Politics, Ideology, and
In 1936 Leningrad Communist University student A. Knopova stood up in front of her political discussion group and blurted out the following: "I disagree with Stalin when he says that everything is all right with the peasantry. In several regions the attitude of peasants towards Soviet power has become noticeably worse. Extraordinary measures have been used to repress the middle peasantry. If we continue with these policies, they will lead to a razsmychka [breaking] with the peasantry. Stalin addresses the issue very optimistically. He has followed through with the farm policies but they lack any planning." I As a Communist Party member and a student, Knopova clearly was aware that outspokenness would land her in trouble. Indeed, she was expelled from the Party and reprimanded by the university administration for uttering these remarks.
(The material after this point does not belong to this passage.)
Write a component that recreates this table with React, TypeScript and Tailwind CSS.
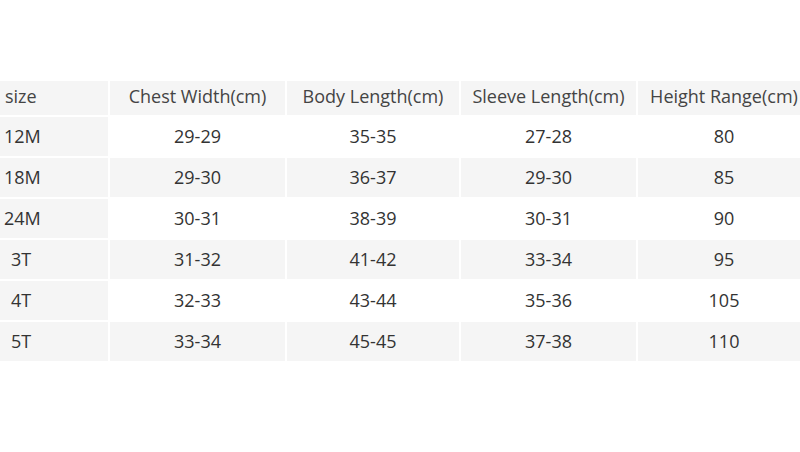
const header = ["size", "Chest Width(cm)", "Body Length(cm)", "Sleeve Length(cm)", "Height Range(cm)"];

const rows = [
  ["12M", "29-29", "35-35", "27-28", "80"],
  ["18M", "29-30", "36-37", "29-30", "85"],
  ["24M", "30-31", "38-39", "30-31", "90"],
  ["3T", "31-32", "41-42", "33-34", "95"],
  ["4T", "32-33", "43-44", "35-36", "105"],
  ["5T", "33-34", "45-45", "37-38", "110"],
];

export default function App() {
  return (
    <div className="h-[452px] w-[800px] overflow-hidden bg-white pt-[81px] font-['Open_Sans',sans-serif] text-[18px] text-[#333]">
      <div className="grid w-[810px] grid-cols-[108px_175px_172px_175px_1fr] gap-[2px]">
        {header.map((h, i) => (
          <div
            key={h}
            className={
              i === 0
                ? "flex h-[34px] items-center bg-[#f5f5f5] pb-[3px] pl-[5px] text-[#444]"
                : "flex h-[34px] items-center justify-center bg-[#f5f5f5] pb-[3px] text-[#444]"
            }
          >
            {h}
          </div>
        ))}
        {rows.map((r, ri) =>
          r.map((c, ci) => {
            const shaded = ci === 0 || ri % 2 === 1;
            const pad = r[0].length === 2 ? "pl-[11px]" : "pl-[4px]";
            return (
              <div
                key={ri + "-" + ci}
                className={
                  (ci === 0 ? "flex h-[39px] items-center " + pad : "flex h-[39px] items-center justify-center") +
                  (shaded ? " bg-[#f5f5f5]" : " bg-white")
                }
              >
                {c}
              </div>
            );
          })
        )}
      </div>
    </div>
  );
}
Knopova, and thousands like her, experienced the pressures that accompanied membership in an organization that did not tolerate dissent.
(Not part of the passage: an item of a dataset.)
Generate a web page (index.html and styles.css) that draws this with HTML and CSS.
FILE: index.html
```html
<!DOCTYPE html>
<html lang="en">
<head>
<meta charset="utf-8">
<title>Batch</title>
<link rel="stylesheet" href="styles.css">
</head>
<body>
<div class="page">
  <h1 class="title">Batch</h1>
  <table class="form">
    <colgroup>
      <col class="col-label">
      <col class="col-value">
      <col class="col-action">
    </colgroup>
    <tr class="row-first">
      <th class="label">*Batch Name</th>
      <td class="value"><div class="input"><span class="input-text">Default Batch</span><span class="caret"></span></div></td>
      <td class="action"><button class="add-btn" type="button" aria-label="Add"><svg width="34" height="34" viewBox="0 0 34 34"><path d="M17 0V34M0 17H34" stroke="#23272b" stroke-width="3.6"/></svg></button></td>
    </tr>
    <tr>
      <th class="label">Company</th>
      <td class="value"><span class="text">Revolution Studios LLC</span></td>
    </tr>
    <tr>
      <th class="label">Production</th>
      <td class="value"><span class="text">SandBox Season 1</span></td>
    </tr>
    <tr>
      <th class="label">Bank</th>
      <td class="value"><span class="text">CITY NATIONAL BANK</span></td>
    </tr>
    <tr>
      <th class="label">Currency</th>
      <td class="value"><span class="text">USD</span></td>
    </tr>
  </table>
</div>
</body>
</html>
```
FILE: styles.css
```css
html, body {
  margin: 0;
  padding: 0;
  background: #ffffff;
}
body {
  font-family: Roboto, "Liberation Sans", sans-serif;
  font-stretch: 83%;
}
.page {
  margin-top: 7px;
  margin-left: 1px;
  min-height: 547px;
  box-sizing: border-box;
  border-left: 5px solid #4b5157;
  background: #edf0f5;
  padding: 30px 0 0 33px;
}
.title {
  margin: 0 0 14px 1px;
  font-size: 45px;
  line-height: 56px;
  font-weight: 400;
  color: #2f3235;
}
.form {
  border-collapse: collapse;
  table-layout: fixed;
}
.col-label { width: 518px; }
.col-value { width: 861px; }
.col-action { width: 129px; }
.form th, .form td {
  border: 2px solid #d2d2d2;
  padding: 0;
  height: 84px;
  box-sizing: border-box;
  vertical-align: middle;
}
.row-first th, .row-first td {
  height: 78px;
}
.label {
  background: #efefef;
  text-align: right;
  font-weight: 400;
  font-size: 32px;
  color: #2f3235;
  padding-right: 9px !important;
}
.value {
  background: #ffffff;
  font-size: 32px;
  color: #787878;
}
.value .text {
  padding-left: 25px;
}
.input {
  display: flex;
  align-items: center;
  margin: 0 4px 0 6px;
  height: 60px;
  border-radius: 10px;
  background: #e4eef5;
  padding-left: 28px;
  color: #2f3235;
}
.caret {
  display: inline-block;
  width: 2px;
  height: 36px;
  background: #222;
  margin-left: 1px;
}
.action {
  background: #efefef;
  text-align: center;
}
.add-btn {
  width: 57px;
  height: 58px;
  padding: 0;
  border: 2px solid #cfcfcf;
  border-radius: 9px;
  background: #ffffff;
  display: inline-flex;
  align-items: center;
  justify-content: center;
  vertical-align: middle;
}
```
This chapter examines the process by which the Communist Party reined in student activism and established a new framework for student organizations. The Party used its ancillary agency, the Central Bureau of Proletarian Students, to accomplish this goal. Between 1917 and 1926, the crude machinery of Party politics processed the raw material of youthful political and ideological vigour. After the usurpation of independent student councils, independent-minded students became targets for intimidation and repression. During the first five-year plan a new generation of student activists, identifying their goals with socialism, attacked the NEP system and its holdovers, but the tide of radicalism was checked as it began to threaten established channels of authority in higher education. By the mid-I930s, with student organizations firmly under the control of trade-union councils, the studenchestvo had been relegated to the status of a state-sponsored corporate group.